_The task_
Out of the lines below, please list those that hold the string "code".

_Records supplied_

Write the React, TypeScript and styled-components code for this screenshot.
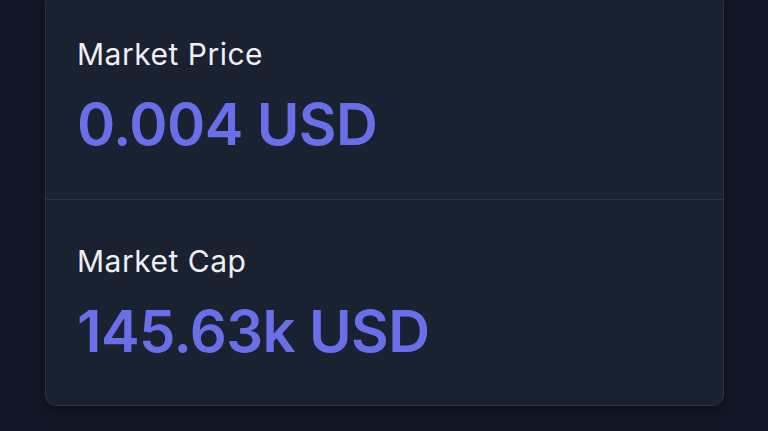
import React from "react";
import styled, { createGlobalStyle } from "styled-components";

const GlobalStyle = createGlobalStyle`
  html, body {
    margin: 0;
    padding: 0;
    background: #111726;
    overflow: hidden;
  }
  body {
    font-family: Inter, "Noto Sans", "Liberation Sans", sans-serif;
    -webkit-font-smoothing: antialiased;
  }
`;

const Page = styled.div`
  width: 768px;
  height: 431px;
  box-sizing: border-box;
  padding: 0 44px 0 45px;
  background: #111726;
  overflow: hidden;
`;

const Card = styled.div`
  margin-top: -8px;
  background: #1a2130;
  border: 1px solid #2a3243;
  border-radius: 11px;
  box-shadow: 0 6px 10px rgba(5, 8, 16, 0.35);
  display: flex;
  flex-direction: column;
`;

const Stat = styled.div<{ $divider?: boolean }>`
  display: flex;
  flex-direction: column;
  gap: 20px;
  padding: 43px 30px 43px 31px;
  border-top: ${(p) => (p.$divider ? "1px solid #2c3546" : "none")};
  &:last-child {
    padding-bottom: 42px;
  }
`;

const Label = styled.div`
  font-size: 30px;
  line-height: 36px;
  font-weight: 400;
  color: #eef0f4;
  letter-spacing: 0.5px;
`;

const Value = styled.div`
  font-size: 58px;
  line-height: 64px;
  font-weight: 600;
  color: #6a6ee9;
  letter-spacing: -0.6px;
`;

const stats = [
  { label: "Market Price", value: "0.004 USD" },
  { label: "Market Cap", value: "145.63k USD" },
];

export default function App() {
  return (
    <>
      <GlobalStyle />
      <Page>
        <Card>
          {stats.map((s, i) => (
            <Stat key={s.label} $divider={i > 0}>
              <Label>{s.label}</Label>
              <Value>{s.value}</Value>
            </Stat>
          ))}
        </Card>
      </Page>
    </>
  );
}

==

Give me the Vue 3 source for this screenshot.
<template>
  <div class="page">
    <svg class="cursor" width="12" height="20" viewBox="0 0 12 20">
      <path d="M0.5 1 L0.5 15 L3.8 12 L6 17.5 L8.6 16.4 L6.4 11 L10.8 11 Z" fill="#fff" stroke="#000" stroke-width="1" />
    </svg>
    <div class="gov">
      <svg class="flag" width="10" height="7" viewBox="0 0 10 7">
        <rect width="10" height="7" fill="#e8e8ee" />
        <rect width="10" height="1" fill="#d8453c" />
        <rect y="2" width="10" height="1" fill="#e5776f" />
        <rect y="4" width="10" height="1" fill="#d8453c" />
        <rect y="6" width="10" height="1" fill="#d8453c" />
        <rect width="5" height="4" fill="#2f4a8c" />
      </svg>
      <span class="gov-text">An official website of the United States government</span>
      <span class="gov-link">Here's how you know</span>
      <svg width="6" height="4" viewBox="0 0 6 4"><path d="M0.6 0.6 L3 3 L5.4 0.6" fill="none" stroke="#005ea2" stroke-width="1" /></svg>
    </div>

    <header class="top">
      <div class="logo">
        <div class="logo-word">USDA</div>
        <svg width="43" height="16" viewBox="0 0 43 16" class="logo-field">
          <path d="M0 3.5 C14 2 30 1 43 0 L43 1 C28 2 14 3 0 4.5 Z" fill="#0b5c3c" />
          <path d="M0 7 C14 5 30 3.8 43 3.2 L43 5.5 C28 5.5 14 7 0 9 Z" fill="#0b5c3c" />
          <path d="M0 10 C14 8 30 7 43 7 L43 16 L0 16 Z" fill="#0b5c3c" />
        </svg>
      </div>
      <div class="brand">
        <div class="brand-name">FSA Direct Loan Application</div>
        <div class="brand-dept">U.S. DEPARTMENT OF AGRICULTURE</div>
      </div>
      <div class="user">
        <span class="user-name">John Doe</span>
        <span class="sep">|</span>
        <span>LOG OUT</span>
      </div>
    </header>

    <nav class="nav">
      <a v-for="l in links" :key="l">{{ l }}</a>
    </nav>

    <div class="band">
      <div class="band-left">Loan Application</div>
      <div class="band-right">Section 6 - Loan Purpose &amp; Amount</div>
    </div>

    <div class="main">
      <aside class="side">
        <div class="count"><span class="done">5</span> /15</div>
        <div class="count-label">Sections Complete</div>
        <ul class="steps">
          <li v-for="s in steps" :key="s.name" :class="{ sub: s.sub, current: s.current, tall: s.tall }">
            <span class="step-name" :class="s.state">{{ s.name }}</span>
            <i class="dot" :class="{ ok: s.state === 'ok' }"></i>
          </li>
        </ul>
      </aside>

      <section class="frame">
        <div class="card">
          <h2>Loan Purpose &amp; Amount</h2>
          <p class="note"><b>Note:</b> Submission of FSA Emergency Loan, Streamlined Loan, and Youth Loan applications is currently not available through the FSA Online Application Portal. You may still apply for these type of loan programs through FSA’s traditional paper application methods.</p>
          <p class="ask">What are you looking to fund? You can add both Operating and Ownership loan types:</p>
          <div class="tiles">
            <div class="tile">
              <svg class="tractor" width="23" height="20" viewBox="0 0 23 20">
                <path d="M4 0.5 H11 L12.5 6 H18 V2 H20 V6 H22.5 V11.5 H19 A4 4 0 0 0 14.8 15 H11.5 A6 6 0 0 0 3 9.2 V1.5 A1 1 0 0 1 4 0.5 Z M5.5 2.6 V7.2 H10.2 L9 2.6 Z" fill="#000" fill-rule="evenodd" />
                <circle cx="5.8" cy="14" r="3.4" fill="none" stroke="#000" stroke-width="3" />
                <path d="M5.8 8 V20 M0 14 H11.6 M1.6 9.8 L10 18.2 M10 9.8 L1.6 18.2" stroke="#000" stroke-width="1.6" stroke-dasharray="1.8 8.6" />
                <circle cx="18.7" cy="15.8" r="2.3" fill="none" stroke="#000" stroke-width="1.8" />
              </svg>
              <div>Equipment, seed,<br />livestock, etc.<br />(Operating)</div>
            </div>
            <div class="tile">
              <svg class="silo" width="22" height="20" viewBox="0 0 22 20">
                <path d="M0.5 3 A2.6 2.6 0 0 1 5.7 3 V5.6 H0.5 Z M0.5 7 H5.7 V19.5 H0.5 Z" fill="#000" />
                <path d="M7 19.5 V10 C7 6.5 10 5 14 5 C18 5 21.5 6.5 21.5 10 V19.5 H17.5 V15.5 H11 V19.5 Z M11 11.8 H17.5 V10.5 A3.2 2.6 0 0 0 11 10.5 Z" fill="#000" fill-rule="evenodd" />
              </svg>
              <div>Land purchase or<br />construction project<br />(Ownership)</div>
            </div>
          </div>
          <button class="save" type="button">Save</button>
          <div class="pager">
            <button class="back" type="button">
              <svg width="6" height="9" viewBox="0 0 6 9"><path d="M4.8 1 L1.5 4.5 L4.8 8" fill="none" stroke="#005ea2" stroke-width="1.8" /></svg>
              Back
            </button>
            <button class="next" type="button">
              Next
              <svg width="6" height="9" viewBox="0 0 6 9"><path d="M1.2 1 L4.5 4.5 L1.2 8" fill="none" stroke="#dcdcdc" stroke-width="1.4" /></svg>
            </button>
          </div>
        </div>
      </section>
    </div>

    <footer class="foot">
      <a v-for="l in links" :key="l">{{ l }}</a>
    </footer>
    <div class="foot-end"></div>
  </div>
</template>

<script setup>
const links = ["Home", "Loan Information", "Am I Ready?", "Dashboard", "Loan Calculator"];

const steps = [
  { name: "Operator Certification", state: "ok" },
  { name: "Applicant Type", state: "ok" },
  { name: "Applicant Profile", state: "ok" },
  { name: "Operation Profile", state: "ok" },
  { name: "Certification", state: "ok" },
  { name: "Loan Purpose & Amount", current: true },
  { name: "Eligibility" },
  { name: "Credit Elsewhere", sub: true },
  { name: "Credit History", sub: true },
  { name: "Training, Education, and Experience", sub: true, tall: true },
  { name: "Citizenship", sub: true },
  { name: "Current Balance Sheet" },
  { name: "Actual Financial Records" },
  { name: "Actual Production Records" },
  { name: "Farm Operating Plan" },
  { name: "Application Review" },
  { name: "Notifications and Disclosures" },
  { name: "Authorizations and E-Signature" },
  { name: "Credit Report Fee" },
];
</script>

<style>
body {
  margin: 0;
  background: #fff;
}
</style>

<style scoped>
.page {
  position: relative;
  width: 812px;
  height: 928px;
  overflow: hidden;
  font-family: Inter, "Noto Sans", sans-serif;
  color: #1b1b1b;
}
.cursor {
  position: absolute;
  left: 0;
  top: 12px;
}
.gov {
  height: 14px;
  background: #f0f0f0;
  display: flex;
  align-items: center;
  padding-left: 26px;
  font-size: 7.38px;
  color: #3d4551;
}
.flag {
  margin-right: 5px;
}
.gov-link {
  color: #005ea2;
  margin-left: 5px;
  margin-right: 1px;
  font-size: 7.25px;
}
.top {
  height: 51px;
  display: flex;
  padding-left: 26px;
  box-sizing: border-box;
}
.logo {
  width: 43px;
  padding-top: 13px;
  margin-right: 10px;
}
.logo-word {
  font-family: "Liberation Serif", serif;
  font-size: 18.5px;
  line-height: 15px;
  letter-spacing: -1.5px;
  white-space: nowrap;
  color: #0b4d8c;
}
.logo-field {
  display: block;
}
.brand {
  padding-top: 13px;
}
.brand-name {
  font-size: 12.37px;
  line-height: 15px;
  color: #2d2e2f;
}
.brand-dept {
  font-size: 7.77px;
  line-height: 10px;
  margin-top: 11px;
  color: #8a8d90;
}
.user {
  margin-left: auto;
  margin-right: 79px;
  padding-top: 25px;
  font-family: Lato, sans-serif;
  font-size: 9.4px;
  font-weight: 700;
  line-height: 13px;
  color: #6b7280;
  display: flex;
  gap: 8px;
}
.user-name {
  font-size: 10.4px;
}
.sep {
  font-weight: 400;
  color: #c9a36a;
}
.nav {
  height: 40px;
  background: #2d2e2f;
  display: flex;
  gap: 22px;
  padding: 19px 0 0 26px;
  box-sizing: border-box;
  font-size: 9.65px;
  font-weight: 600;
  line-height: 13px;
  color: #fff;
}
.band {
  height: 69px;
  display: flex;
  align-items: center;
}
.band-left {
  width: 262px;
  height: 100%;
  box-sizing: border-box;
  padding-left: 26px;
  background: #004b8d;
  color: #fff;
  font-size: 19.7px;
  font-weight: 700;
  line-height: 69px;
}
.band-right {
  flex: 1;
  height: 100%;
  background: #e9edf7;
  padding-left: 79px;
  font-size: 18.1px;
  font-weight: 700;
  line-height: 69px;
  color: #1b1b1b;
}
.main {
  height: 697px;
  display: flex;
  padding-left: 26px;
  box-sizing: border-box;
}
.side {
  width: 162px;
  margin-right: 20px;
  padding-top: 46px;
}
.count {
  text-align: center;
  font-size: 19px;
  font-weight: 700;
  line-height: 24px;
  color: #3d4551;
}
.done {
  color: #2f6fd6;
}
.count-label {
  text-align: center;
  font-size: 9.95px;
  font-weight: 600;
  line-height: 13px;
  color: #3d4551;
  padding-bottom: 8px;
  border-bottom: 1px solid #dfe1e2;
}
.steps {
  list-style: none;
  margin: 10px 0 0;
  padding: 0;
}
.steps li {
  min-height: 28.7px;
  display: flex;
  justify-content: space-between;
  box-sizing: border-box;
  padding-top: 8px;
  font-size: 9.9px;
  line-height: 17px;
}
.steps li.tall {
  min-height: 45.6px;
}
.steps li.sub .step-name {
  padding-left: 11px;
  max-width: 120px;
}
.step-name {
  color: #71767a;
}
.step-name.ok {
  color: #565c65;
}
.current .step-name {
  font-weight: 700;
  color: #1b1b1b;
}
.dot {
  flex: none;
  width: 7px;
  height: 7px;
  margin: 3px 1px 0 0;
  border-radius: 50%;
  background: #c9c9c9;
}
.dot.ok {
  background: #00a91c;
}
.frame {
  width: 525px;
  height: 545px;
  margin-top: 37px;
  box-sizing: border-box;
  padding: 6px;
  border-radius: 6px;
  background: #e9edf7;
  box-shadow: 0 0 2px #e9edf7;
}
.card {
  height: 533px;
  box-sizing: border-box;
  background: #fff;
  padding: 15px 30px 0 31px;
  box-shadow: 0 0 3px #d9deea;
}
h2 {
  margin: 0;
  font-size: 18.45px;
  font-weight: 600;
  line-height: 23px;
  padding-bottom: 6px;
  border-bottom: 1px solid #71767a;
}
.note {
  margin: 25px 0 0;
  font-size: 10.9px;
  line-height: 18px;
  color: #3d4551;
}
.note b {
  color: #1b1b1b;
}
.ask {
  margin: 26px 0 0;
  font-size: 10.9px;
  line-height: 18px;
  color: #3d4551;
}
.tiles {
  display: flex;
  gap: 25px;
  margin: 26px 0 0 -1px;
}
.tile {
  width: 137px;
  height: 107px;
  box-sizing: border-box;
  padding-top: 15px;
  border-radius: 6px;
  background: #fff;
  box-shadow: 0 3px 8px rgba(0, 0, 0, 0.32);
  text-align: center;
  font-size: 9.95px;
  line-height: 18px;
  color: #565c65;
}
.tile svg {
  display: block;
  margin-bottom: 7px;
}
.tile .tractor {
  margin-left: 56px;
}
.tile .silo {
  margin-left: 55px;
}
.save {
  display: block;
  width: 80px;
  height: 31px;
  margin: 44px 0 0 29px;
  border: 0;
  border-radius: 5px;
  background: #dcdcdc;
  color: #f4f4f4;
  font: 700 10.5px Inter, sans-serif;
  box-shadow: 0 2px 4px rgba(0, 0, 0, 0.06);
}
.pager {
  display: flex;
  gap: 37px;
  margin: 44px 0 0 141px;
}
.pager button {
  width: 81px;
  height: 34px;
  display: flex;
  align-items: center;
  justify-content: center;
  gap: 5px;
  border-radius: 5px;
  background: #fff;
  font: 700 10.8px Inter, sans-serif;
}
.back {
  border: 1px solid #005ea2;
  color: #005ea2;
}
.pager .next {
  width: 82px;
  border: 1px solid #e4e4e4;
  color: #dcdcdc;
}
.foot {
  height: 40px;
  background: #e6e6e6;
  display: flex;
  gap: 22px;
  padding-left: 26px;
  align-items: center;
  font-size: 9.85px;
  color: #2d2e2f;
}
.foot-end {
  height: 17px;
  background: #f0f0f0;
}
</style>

==

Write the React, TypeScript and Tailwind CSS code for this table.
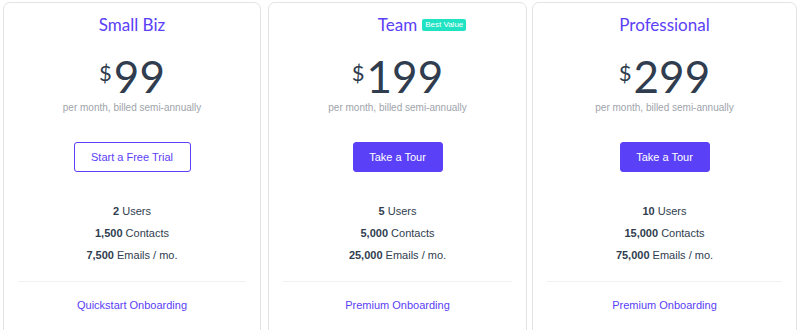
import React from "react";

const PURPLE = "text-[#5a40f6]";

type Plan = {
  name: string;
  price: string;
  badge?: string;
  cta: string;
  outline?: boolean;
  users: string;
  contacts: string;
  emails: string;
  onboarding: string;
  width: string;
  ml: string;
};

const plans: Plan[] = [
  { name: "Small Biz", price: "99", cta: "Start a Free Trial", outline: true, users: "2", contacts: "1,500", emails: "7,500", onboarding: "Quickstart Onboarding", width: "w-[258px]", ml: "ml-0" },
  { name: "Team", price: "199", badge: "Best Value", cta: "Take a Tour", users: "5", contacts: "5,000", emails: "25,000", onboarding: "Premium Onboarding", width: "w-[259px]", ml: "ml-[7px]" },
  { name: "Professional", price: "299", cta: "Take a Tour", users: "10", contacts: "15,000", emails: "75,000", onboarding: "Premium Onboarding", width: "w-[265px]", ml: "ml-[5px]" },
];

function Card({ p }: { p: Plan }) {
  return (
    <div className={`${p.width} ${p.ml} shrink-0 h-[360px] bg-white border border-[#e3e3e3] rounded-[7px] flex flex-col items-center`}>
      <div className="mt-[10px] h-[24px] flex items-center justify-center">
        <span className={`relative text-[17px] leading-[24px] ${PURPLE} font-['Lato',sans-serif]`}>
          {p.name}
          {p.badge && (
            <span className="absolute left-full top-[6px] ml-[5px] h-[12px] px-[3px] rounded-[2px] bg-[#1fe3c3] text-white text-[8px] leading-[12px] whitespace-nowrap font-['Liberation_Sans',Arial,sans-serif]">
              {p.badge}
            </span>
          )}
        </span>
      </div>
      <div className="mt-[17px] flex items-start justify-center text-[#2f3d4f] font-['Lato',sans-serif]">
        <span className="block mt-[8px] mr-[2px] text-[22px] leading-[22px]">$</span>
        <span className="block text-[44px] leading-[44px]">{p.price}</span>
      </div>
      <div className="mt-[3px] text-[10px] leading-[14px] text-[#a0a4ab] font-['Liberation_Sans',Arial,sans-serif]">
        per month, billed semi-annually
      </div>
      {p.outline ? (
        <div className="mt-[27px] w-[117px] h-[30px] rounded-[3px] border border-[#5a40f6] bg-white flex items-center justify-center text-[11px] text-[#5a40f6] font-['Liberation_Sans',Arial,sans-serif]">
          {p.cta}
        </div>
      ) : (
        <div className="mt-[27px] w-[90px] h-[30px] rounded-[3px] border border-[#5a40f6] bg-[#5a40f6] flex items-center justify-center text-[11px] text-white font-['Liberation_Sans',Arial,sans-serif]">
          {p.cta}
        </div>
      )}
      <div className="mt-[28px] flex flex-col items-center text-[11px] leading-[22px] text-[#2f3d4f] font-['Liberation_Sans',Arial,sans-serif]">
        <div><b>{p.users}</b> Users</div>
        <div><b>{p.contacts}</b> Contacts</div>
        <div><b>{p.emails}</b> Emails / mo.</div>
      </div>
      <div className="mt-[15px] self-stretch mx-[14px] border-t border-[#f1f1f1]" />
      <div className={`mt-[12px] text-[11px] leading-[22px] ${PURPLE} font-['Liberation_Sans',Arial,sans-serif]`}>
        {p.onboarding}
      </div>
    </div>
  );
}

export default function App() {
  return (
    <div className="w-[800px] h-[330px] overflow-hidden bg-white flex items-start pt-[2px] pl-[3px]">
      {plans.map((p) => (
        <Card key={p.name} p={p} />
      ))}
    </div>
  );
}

_Full solution_
Write the React, TypeScript and styled-components code for this screenshot.
Write the React, TypeScript and Tailwind CSS code for this table.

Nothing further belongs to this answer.